Très vite, j’ai associé mes défis à l’Institut Curie pour lequel je lutte, comme la traversée de la Manche qui est née de mon combat pour la vie et de mon combat contre le cancer. Si je n’avais pas eu cette maladie, j’aurais eu un parcours de nageuse classique, pas aussi singulière que la mienne. La maladie nous donne envie de nous dépasser, de voir jusqu’où on peut aller. C’est pour cela que je me suis lancée dans l’eau froide, pour tester mes limites, vivre de nouvelles émotions dans le milieu aquatique. Je crois que grâce à cet épisode, je vis une vie incroyable.
P-L. A. : Je n’ai jamais été aussi heureux dans ma vie que depuis que je parle tous les jours de ma maladie et que je mène ce projet. Cela a du sens de montrer que même quand on est malade, qu’on est différent, on est capable de rivaliser avec les autres. J’espère que nous sommes un exemple et que l’on peut motiver des gens qui, comme nous, ont pu avoir des difficultés après une maladie. Au-delà d’être skipper, je suis intégré dans le parcours de soin. Je travaille avec les hôpitaux, les industries pharmaceutiques pour améliorer la prise en charge des patients atteints de cette maladie. C’est très valorisant de savoir qu’on participe à améliorer les choses. C’est vraiment un élément moteur pour moi.

A quoi ressemble votre quotidien de sportif ?
M. J. : Je passe le plus clair de mon temps dans l’eau ou à la piscine à l’EN de Caen. Je travaille aussi à côté comme maître-nageur et je vais dès que je peux sur les marchés pour sensibiliser les gens à mon projet. Je ne vis pas de mon sport, c’est une vraie passion et aussi beaucoup de sacrifices. Pour un projet comme la traversée de la Manche, il faut s’entrainer énormément. Je devais le faire le 8 septembre dernier mais avec l’annonce de la quatorzaine en Angleterre, j’ai dû reporter le projet.
P-L. A. : Mon quotidien est très différent de celui de Marion. Je n’ai aucune routine. J’ai la chance de pouvoir vivre de ma passion. Je partage mon temps entre Paris pour démarcher des partenaires, l’Océan Atlantique pour les courses, les chantiers navals pour la préparation technique du bateau… J’ai aussi une préparation physique hors du temps de courses et de préparation du bateau. Aujourd’hui, mon objectif est d’être le premier skipper atteint d’une maladie chronique à traverser l’Atlantique en solitaire avec la Route du Rhum en 2022.

Que diriez-vous chacun à l’autre pour l’encourager dans la suite de sa carrière ?
P-L. A. : De ne jamais rien lâcher. Ce qu’elle fait est beau. Elle vit ses rêves comme moi je vis les miens.
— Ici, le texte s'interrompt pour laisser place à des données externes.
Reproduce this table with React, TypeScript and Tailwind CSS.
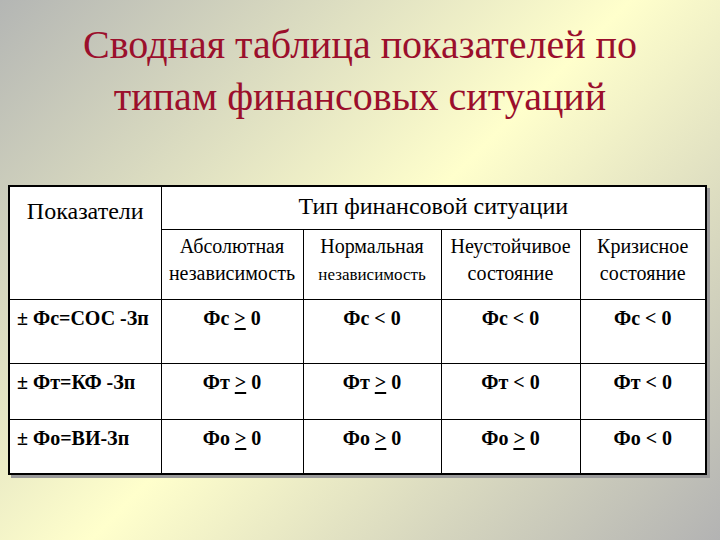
export default function App() {
  const rows = [
    { label: '± Фс=СОС -Зп', cells: ['Фс', 'Фс', 'Фс', 'Фс'], ops: ['ge', 'lt', 'lt', 'lt'], h: 'h-[64px]' },
    { label: '± Фт=КФ -Зп', cells: ['Фт', 'Фт', 'Фт', 'Фт'], ops: ['ge', 'ge', 'lt', 'lt'], h: 'h-[56px]' },
    { label: '± Фо=ВИ-Зп', cells: ['Фо', 'Фо', 'Фо', 'Фо'], ops: ['ge', 'ge', 'ge', 'lt'], h: 'h-[55px]' },
  ];

  return (
    <div className="w-[720px] h-[540px] overflow-hidden font-['Liberation_Serif'] bg-[linear-gradient(135deg,#b4b6b4_0%,#ffffcc_50%,#b3b3b3_100%)]">
      {/* Title */}
      <h1 className="pt-[19px] text-center font-['Liberation_Serif'] text-[40px] leading-[52px] text-[#9b0f2c]">
        Сводная таблица показателей по
        <br />
        типам финансовых ситуаций
      </h1>

      {/* Table */}
      <div className="ml-[8px] mt-[62px] w-[699px] shadow-[3px_3px_0_#9a9a9a]">
        <table className="w-full table-fixed border-collapse border-2 border-black bg-white font-['Liberation_Serif'] text-black">
          <colgroup>
            <col className="w-[152px]" />
            <col className="w-[142px]" />
            <col className="w-[138px]" />
            <col className="w-[139px]" />
            <col />
          </colgroup>
          <thead>
            <tr className="h-[43px]">
              <th rowSpan={2} className="border border-black align-top pt-[12px] text-[24px] font-normal leading-[24px]">
                Показатели
              </th>
              <th colSpan={4} className="border border-black text-[24px] font-normal leading-[24px] pb-[4px]">
                Тип финансовой ситуации
              </th>
            </tr>
            <tr className="h-[70px]">
              <th className="border border-black pb-[8px] font-normal text-[20px] leading-[27px] whitespace-nowrap">
                Абсолютная
                <br />
                независимость
              </th>
              <th className="border border-black pb-[8px] font-normal text-[20px] leading-[27px] whitespace-nowrap">
                Нормальная
                <br />
                <span className="text-[17px]">независимость</span>
              </th>
              <th className="border border-black pb-[8px] font-normal text-[20px] leading-[27px] whitespace-nowrap">
                Неустойчивое
                <br />
                состояние
              </th>
              <th className="border border-black pb-[8px] font-normal text-[20px] leading-[27px] whitespace-nowrap">
                Кризисное
                <br />
                состояние
              </th>
            </tr>
          </thead>
          <tbody>
            {rows.map((r) => (
              <tr key={r.label} className={r.h}>
                <td className="border border-black align-top pt-[6px] pl-[7px] text-[20px] font-bold leading-[24px] whitespace-nowrap">
                  {r.label}
                </td>
                {r.cells.map((c, i) => (
                  <td key={i} className="border border-black align-top pt-[6px] text-center text-[20px] font-bold leading-[24px]">
                    {c}{' '}
                    {r.ops[i] === 'ge' ? <span className="underline decoration-2 underline-offset-[3px]">&gt;</span> : <span>&lt;</span>} 0
                  </td>
                ))}
              </tr>
            ))}
          </tbody>
        </table>
      </div>
    </div>
  );
}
Vas-y, continue à nager !
M. J. : De ne jamais rien lâcher non plus ! De ne pas baisser les bras, même si c’est dur, même si des fois, ça fait mal, qu’on souffre. C’est dans les moments les plus durs qu’on ressort le plus fort.

Le saviez-vous ?

Le Département du Calvados soutient financièrement et humainement les défis sportifs de Marion et Pierre Louis.